| EXERCISE |
Pull every "components" line out of the data below.

+++ STORED DATA +++

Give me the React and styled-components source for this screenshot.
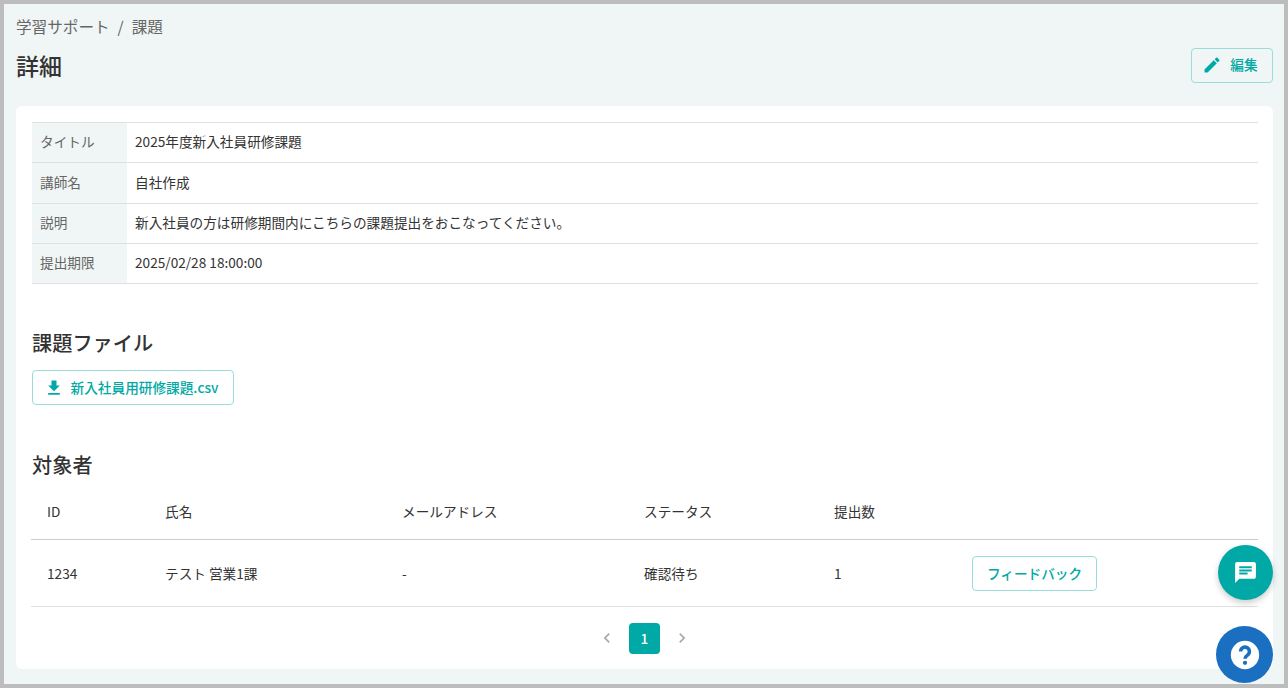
import React from "react";
import styled, { createGlobalStyle } from "styled-components";

const teal = "#00a9a5";
const ink = "#333333";
const muted = "#666666";
const line = "#e0e0e0";
const wash = "#f0f5f5";

const GlobalStyle = createGlobalStyle`
  html, body {
    margin: 0;
    padding: 0;
  }
  body {
    font-family: "Noto Sans CJK JP", "Noto Sans", sans-serif;
    color: ${ink};
    background: #bdbdbd;
  }
  * {
    box-sizing: border-box;
  }
`;

const details = [
  { label: "タイトル", value: "2025年度新入社員研修課題", height: 40 },
  { label: "講師名", value: "自社作成", height: 41 },
  { label: "説明", value: "新入社員の方は研修期間内にこちらの課題提出をおこなってください。", height: 40 },
  { label: "提出期限", value: "2025/02/28 18:00:00", height: 40 },
];

const columns = [
  { title: "ID", width: 118 },
  { title: "氏名", width: 237 },
  { title: "メールアドレス", width: 242 },
  { title: "ステータス", width: 190 },
  { title: "提出数", width: 138 },
  { title: "", width: 302 },
];

function Icon({ d, size }) {
  return (
    <svg width={size} height={size} viewBox="0 0 24 24" fill="currentColor">
      <path d={d} />
    </svg>
  );
}

const icons = {
  edit: "M3 17.25V21h3.75L17.81 9.94l-3.75-3.75L3 17.25zM20.71 7.04c.39-.39.39-1.02 0-1.41l-2.34-2.34c-.39-.39-1.02-.39-1.41 0l-1.83 1.83 3.75 3.75 1.83-1.83z",
  download: "M19 9h-4V3H9v6H5l7 7 7-7zM5 18v2h14v-2H5z",
  chat: "M20 2H4c-1.1 0-1.99.9-1.99 2L2 22l4-4h14c1.1 0 2-.9 2-2V4c0-1.1-.9-2-2-2zM6 9h12v2H6V9zm8 5H6v-2h8v2zm4-6H6V6h12v2z",
  prev: "M15.41 7.41 14 6l-6 6 6 6 1.41-1.41L10.83 12z",
  next: "M10 6 8.59 7.41 13.17 12l-4.58 4.59L10 18l6-6z",
};

function HelpIcon() {
  return (
    <svg width="34" height="34" viewBox="0 0 24 24">
      <circle cx="12" cy="12" r="10" fill="#ffffff" />
      <path
        d="M8.9 9.6a3.1 3.1 0 1 1 4.9 2.5c-1.1.8-1.8 1.2-1.8 2.5"
        fill="none"
        stroke="#1a6fc0"
        strokeWidth="2.5"
      />
      <circle cx="12" cy="17.5" r="1.5" fill="#1a6fc0" />
    </svg>
  );
}

export default function App() {
  return (
    <>
      <GlobalStyle />
      <Frame>
        <Page>
          <Breadcrumb>
            <span>学習サポート</span>
            <Slash>/</Slash>
            <span>課題</span>
          </Breadcrumb>
          <Header>
            <PageTitle>詳細</PageTitle>
            <OutlineButton $width={82} $gap={8}>
              <Icon d={icons.edit} size={20} />
              <ButtonText>編集</ButtonText>
            </OutlineButton>
          </Header>
          <Card>
            <DetailList>
              {details.map((row) => (
                <DetailRow key={row.label} $height={row.height}>
                  <DetailLabel>{row.label}</DetailLabel>
                  <DetailValue>{row.value}</DetailValue>
                </DetailRow>
              ))}
            </DetailList>

            <SectionTitle $top={43}>課題ファイル</SectionTitle>
            <ButtonRow>
              <OutlineButton $width={202} $gap={7}>
                <Icon d={icons.download} size={20} />
                <ButtonText>新入社員用研修課題.csv</ButtonText>
              </OutlineButton>
            </ButtonRow>

            <SectionTitle $top={44}>対象者</SectionTitle>
            <Table>
              <colgroup>
                {columns.map((col, i) => (
                  <col key={i} width={col.width} />
                ))}
              </colgroup>
              <thead>
                <tr>
                  {columns.map((col, i) => (
                    <HeadCell key={i}>{col.title}</HeadCell>
                  ))}
                </tr>
              </thead>
              <tbody>
                <tr>
                  <BodyCell>1234</BodyCell>
                  <BodyCell>テスト 営業1課</BodyCell>
                  <BodyCell>-</BodyCell>
                  <BodyCell>確認待ち</BodyCell>
                  <BodyCell>1</BodyCell>
                  <ActionCell>
                    <OutlineButton $width={125}>
                      <ButtonText>フィードバック</ButtonText>
                    </OutlineButton>
                  </ActionCell>
                </tr>
              </tbody>
            </Table>

            <Pagination>
              <PageArrow>
                <Icon d={icons.prev} size={20} />
              </PageArrow>
              <PageNumber>1</PageNumber>
              <PageArrow>
                <Icon d={icons.next} size={20} />
              </PageArrow>
            </Pagination>
          </Card>
        </Page>
        <ChatFab>
          <Icon d={icons.chat} size={25} />
        </ChatFab>
        <HelpFab>
          <HelpIcon />
        </HelpFab>
      </Frame>
    </>
  );
}

const Frame = styled.div`
  position: relative;
  width: 1288px;
  height: 688px;
  padding: 4px;
  overflow: hidden;
  background: #bdbdbd;
`;

const Page = styled.main`
  height: 680px;
  padding: 12px 11px 0 12px;
  background: ${wash};
`;

const Breadcrumb = styled.nav`
  display: flex;
  align-items: center;
  height: 22px;
  padding-bottom: 2px;
  font-size: 15.6px;
  line-height: 20px;
  color: ${muted};
`;

const Slash = styled.span`
  margin: 0 8px;
`;

const Header = styled.header`
  display: flex;
  align-items: center;
  justify-content: space-between;
  height: 34px;
  margin-top: 10px;
  margin-bottom: 24px;
`;

const PageTitle = styled.h1`
  margin: 0;
  font-size: 23px;
  font-weight: 500;
  line-height: 34px;
  color: ${ink};
`;

const OutlineButton = styled.button`
  display: inline-flex;
  align-items: center;
  justify-content: center;
  gap: ${(p) => p.$gap || 0}px;
  width: ${(p) => p.$width}px;
  height: 35px;
  padding: 0 ${(p) => (p.$gap ? 4 : 0)}px 0 0;
  font-family: inherit;
  font-size: 13.65px;
  font-weight: 500;
  color: ${teal};
  background: transparent;
  border: 1px solid #99dddb;
  border-radius: 4px;
`;

const ButtonText = styled.span`
  padding-bottom: 2px;
`;

const Card = styled.section`
  height: 563px;
  padding: 16px 15px 0 16px;
  background: #ffffff;
  border-radius: 6px;
`;

const DetailList = styled.dl`
  margin: 0;
  border-top: 1px solid ${line};
`;

const DetailRow = styled.div`
  display: flex;
  height: ${(p) => p.$height}px;
  border-bottom: 1px solid ${line};
  font-size: 13.65px;
`;

const DetailLabel = styled.dt`
  display: flex;
  align-items: center;
  width: 95px;
  padding: 0 0 3px 8px;
  color: ${muted};
  background: ${wash};
`;

const DetailValue = styled.dd`
  display: flex;
  align-items: center;
  margin: 0;
  padding: 0 0 3px 8px;
  color: ${ink};
`;

const SectionTitle = styled.h2`
  margin: ${(p) => p.$top}px 0 0;
  font-size: 20.2px;
  font-weight: 500;
  line-height: 32px;
  color: ${ink};
`;

const ButtonRow = styled.div`
  margin-top: 11px;
`;

const Table = styled.table`
  width: 1227px;
  margin-left: -1px;
  border-collapse: collapse;
  table-layout: fixed;
  font-size: 13.65px;
`;

const HeadCell = styled.th`
  height: 58px;
  padding: 2px 16px 0;
  font-weight: 400;
  text-align: left;
  color: ${ink};
  border-bottom: 1px solid #cccccc;
`;

const BodyCell = styled.td`
  height: 67px;
  padding: 0 16px;
  color: ${ink};
  border-bottom: 1px solid ${line};
`;

const ActionCell = styled(BodyCell)`
  padding-top: 2px;
`;

const Pagination = styled.div`
  display: flex;
  align-items: center;
  justify-content: center;
  gap: 12px;
  margin-top: 16px;
  padding-right: 1px;
`;

const PageArrow = styled.span`
  display: flex;
  align-items: center;
  justify-content: center;
  width: 20px;
  height: 31px;
  color: #aaaaaa;
`;

const PageNumber = styled.span`
  display: flex;
  align-items: center;
  justify-content: center;
  width: 31px;
  height: 31px;
  font-size: 13.65px;
  font-weight: 500;
  color: #ffffff;
  background: ${teal};
  border-radius: 4px;
`;

const ChatFab = styled.button`
  position: absolute;
  left: 1218px;
  top: 545px;
  display: flex;
  align-items: center;
  justify-content: center;
  width: 55px;
  height: 55px;
  padding: 0;
  color: #ffffff;
  background: ${teal};
  border: 0;
  border-radius: 50%;
  box-shadow: 0 3px 6px rgba(0, 0, 0, 0.2);
`;

const HelpFab = styled.button`
  position: absolute;
  left: 1216px;
  top: 626px;
  display: flex;
  align-items: center;
  justify-content: center;
  width: 57px;
  height: 57px;
  padding: 0;
  background: #1a6fc0;
  border: 0;
  border-radius: 50%;
`;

+++

| TASK ANSWER |
Give me the React and styled-components source for this screenshot.
import styled, { createGlobalStyle } from "styled-components";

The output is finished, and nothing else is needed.